United States v. Hogan

20 M.J. 221 | United States Court of Military Appeals | 1985

Opinion of the Court

PER CURIAM:

After our initial review of appellant’s general court-martial conviction of five specifications involving drug abuse, we remanded the record of trial to the Court of Military Review for further consideration in light of United States v. Bullington, 18 M.J. 164 (C.M.A.1984). 18 M.J. 424 (C.M.A. 1984).

Thereafter, the lower court correctly inferred from our order that our concern was the apparent multiplicity of two specifications alleging that appellant did, on the same date and at the same place, “wrongfully possess Lysergic Acid Diethylamide (LSD)” and “wrongfully use Lysergic Acid Diethylamide (LSD).” The language of these specifications raises the issue of multiplicity as to findings, and the following colloquy prior to sentencing proceedings confirms it, cf. United States v. Baker, 14 M.J. 361, 367 (C.M.A. 1983) (“[Wjhere the pleadings and evidence adduced at trial show that one offense is a lesser included offense of another of which an accused has also been convicted, both convictions cannot stand.” (Emphasis added.)):

MJ: Prior to hearing argument on the case, Gentlemen, I want to review what I consider to be the maximum sentence in the case. All right. I view that the Specifications 4 and 5 to be multiplicious for sentencing purposes. Is there any quarrel with that?
DC: No, Your Honor.
MJ: Apparently we’re talking about the same LSD; at least that’s what I found him guilty of anyway, was the use and possession of the same LSD.
*222TC: The government would invite Your Honor’s attention to the fact that there was reference to two specific LSD groups, if you will, on the 29th.
MJ: Well, since it was my intention to find him guilty, and that was the basis of my finding of the use and possession, I believe at the party, at the same time, I’m afraid that the court is stuck with its findings.
TC: In that case, Your Honor, the government would agree that that’s multiplicious.

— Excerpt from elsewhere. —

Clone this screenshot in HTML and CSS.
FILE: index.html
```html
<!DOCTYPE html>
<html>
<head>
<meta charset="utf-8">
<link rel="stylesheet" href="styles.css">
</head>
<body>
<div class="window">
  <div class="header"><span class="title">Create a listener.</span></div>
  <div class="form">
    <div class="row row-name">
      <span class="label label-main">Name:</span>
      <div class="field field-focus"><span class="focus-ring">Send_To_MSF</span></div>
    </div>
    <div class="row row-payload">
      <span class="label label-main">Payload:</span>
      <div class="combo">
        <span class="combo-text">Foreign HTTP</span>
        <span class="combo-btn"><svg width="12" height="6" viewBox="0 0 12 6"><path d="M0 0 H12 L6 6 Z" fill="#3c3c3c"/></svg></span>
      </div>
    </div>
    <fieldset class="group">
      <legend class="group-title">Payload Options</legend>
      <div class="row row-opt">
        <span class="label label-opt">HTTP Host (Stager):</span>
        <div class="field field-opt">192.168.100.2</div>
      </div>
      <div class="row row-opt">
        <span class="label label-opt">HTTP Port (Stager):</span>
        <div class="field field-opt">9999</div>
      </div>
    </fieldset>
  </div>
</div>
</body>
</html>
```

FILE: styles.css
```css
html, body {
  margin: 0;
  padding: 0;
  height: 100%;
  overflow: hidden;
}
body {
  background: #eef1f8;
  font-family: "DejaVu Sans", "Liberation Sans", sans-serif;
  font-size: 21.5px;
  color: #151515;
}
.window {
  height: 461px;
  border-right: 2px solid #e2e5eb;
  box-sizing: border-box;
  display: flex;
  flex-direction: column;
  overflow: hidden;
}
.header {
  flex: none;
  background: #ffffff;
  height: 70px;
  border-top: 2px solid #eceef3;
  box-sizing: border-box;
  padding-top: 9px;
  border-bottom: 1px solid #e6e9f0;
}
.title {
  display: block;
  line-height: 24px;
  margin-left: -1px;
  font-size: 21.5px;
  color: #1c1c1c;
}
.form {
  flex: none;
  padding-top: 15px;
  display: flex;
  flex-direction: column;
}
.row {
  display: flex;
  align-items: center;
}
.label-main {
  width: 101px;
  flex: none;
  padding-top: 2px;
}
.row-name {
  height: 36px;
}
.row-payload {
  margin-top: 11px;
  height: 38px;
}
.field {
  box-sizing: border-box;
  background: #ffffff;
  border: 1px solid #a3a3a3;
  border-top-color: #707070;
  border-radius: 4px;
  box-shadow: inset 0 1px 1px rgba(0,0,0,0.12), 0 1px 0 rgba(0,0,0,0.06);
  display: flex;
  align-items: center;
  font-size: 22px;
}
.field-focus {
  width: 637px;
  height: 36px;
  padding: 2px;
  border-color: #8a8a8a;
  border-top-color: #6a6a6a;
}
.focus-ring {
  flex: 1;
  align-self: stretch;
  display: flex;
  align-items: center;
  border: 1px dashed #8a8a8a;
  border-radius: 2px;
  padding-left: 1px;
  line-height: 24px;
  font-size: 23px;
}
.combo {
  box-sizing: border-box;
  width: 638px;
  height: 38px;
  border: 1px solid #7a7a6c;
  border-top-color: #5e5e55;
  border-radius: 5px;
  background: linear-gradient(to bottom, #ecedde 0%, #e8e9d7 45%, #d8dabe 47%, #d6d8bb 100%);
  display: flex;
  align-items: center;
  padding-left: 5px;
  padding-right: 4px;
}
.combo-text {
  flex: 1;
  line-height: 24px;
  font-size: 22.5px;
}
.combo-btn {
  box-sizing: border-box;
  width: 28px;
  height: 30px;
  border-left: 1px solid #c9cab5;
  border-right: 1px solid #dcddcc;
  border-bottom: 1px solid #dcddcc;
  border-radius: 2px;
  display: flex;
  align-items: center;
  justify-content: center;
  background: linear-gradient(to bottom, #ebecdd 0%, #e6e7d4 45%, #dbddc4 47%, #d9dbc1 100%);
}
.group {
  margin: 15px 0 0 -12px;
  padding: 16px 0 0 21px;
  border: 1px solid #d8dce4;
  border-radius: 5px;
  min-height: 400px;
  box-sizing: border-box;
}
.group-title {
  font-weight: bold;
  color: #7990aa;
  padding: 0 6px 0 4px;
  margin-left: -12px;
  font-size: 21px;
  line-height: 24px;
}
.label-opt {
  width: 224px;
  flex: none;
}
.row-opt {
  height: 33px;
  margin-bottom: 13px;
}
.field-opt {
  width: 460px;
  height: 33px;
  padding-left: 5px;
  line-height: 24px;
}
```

Notwithstanding this colloquy, the Court of Military Review determined that, because appellant possessed more LSD than he used, the two specifications were not multiplicious for findings. See United States v. Morrison, 18 M.J. 108 (C.M.A. 1984).* Before us, the Government defends the prerogative of the Court of Military Review to make this determination based on its factfinding power under Article 66(c), Uniform Code of Military Justice, 10 U.S.C. § 866(c).

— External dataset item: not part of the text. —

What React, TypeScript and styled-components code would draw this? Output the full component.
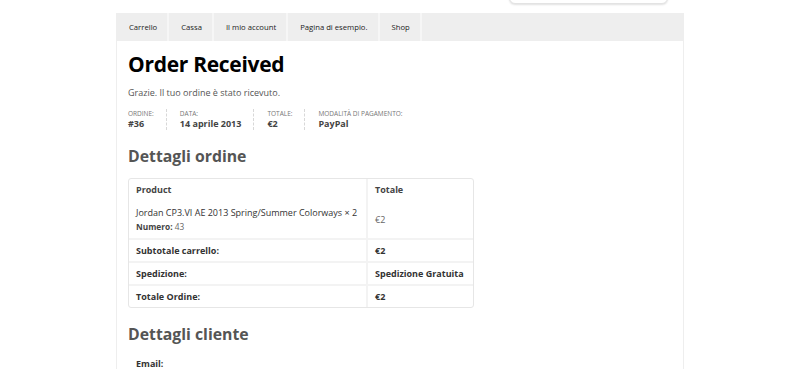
import React from 'react';
import styled, { createGlobalStyle } from 'styled-components';

const GlobalStyle = createGlobalStyle`
  html, body {
    margin: 0;
    padding: 0;
    background: #fff;
    font-family: "Open Sans", "Liberation Sans", sans-serif;
    color: #333;
  }
`

const Page = styled.div`
  width: 800px;
  height: 369px;
  overflow: hidden;
  background: #fff;
`

const TopBar = styled.div`
  height: 13px;
  display: flex;
  justify-content: flex-end;
  padding-right: 132px;
`

const Search = styled.div`
  width: 157px;
  height: 28px;
  margin-top: -26px;
  border: 1px solid #e3e3e3;
  border-radius: 6px;
  box-shadow: 0 1px 2px rgba(0, 0, 0, 0.12);
  background: #fff;
`

const Container = styled.div`
  width: 566px;
  margin-left: 116px;
  border-left: 1px solid #eee;
  border-right: 1px solid #eee;
  min-height: 400px;
`

const Nav = styled.ul`
  display: flex;
  list-style: none;
  margin: 0;
  padding: 0;
  height: 28px;
  background: #eee;
`

const NavItem = styled.li`
  display: flex;
  align-items: center;
  padding: 0 10px 0 12px;
  font-size: 7.7px;
  color: #222;
  border-right: 2px solid #f6f6f6;
`

const Content = styled.div`
  padding: 8px 11px 0 11px;
`

const Title = styled.h1`
  margin: 0;
  font-size: 21px;
  font-weight: 700;
  color: #000;
  letter-spacing: -0.3px;
  line-height: 30px;
`

const Thanks = styled.p`
  margin: 8px 0 0;
  font-size: 9px;
  line-height: 12px;
  color: #555;
`

const Overview = styled.ul`
  display: flex;
  list-style: none;
  margin: 10px 0 0;
  padding: 0;
`

const OverviewItem = styled.li`
  display: flex;
  flex-direction: column;
  padding-right: 12px;
  margin-right: 13px;
  border-right: 1px dashed #d8d8d8;

  &:last-child {
    border-right: none;
  }

  .label {
    font-size: 6.5px;
    text-transform: uppercase;
    color: #777;
    line-height: 9px;
  }

  .value {
    font-size: 9px;
    font-weight: 700;
    color: #444;
    line-height: 12px;
  }
`

const SectionTitle = styled.h2<{ top: number }>`
  margin: ${(p) => p.top}px 0 0;
  font-size: 15.8px;
  font-weight: 700;
  color: #555;
  line-height: 22px;
`

const Table = styled.table`
  margin-top: 11px;
  width: 346px;
  border-collapse: separate;
  border-spacing: 0;
  border: 1px solid #e6e6e6;
  border-radius: 3px;
  font-size: 9px;
  color: #333;
`

const Cell = styled.td<{ head?: boolean; bold?: boolean; wide?: boolean }>`
  padding: 0 7px;
  height: ${(p) => (p.wide ? '38px' : '21px')};
  font-weight: ${(p) => (p.bold ? 700 : 400)};
  color: ${(p) => (p.head ? '#444' : '#333')};
  text-align: left;
  border-bottom: 2px solid #f3f3f3;
  vertical-align: middle;
  white-space: nowrap;

  &:first-child {
    width: 223px;
    border-right: 2px solid #f3f3f3;
  }

  tr:last-child & {
    border-bottom: none;
  }

  .meta {
    display: block;
    font-size: 8.3px;
    color: #666;
    margin-top: 2px;
  }

  .meta b {
    font-weight: 700;
    color: #444;
  }
`

const Price = styled.span`
  color: #666;
`

const Customer = styled.dl`
  margin: 13px 0 0;
  padding-left: 8px;
  font-size: 9px;
  line-height: 12px;
  font-weight: 700;
  color: #333;
`

const navLinks = ['Carrello', 'Cassa', 'Il mio account', 'Pagina di esempio.', 'Shop']

const overview = [
  { label: 'Ordine:', value: '#36' },
  { label: 'Data:', value: '14 aprile 2013' },
  { label: 'Totale:', value: '€2' },
  { label: 'Modalità di pagamento:', value: 'PayPal' },
]

const totals = [
  { label: 'Subtotale carrello:', value: '€2' },
  { label: 'Spedizione:', value: 'Spedizione Gratuita' },
  { label: 'Totale Ordine:', value: '€2' },
]

const App: React.FunctionComponent = () => (
  <Page>
    <GlobalStyle />
    <TopBar>
      <Search />
    </TopBar>
    <Container>
      <Nav>
        {navLinks.map((link) => (
          <NavItem key={link}>{link}</NavItem>
        ))}
      </Nav>
      <Content>
        <Title>Order Received</Title>
        <Thanks>Grazie. Il tuo ordine è stato ricevuto.</Thanks>
        <Overview>
          {overview.map((item) => (
            <OverviewItem key={item.label}>
              <span className="label">{item.label}</span>
              <span className="value">{item.value}</span>
            </OverviewItem>
          ))}
        </Overview>
        <SectionTitle top={15}>Dettagli ordine</SectionTitle>
        <Table>
          <thead>
            <tr>
              <Cell as="th" head bold>Product</Cell>
              <Cell as="th" head bold>Totale</Cell>
            </tr>
          </thead>
          <tbody>
            <tr>
              <Cell wide>
                Jordan CP3.VI AE 2013 Spring/Summer Colorways × 2
                <span className="meta"><b>Numero:</b> 43</span>
              </Cell>
              <Cell wide><Price>€2</Price></Cell>
            </tr>
            {totals.map((row) => (
              <tr key={row.label}>
                <Cell bold>{row.label}</Cell>
                <Cell bold>{row.value}</Cell>
              </tr>
            ))}
          </tbody>
        </Table>
        <SectionTitle top={15}>Dettagli cliente</SectionTitle>
        <Customer>
          <dt>Email:</dt>
        </Customer>
      </Content>
    </Container>
  </Page>
)

export default App;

The Government’s argument, however, misses the point. When the military judge made clear on the record that his guilty finding of possession addressed the same LSD that appellant had used, he necessarily acquitted appellant of possessing any other LSD that might have come within the perimeter of the rather broadly worded possession specification. In effect, he particularized that specification to include only the amount used. With the case in this posture, regardless of the factfinding power of the intermediate appellate court and regardless of the quantity of trial evidence which might support other findings, the findings of the military judge are the law of the case. See United States v. Morris, 13 M.J. 297, 300 (C.M.A.1982) (Everett, C.J., concurring in the result). These findings compel our conclusion that the possession and use specifications are multiplicious for findings, United States v. Bullington, supra, although we further conclude that this multiplicity did not prejudice appellant as to sentence.

The decision of the United States Air Force Court of Military Review is reversed as to specification 4 of the Charge. The finding of guilty thereon is set aside and that specification is dismissed. In all other respects the decision below is affirmed.

Judge FLETCHER did not participate.

The specifications at issue do not set out a specific amount of the substance.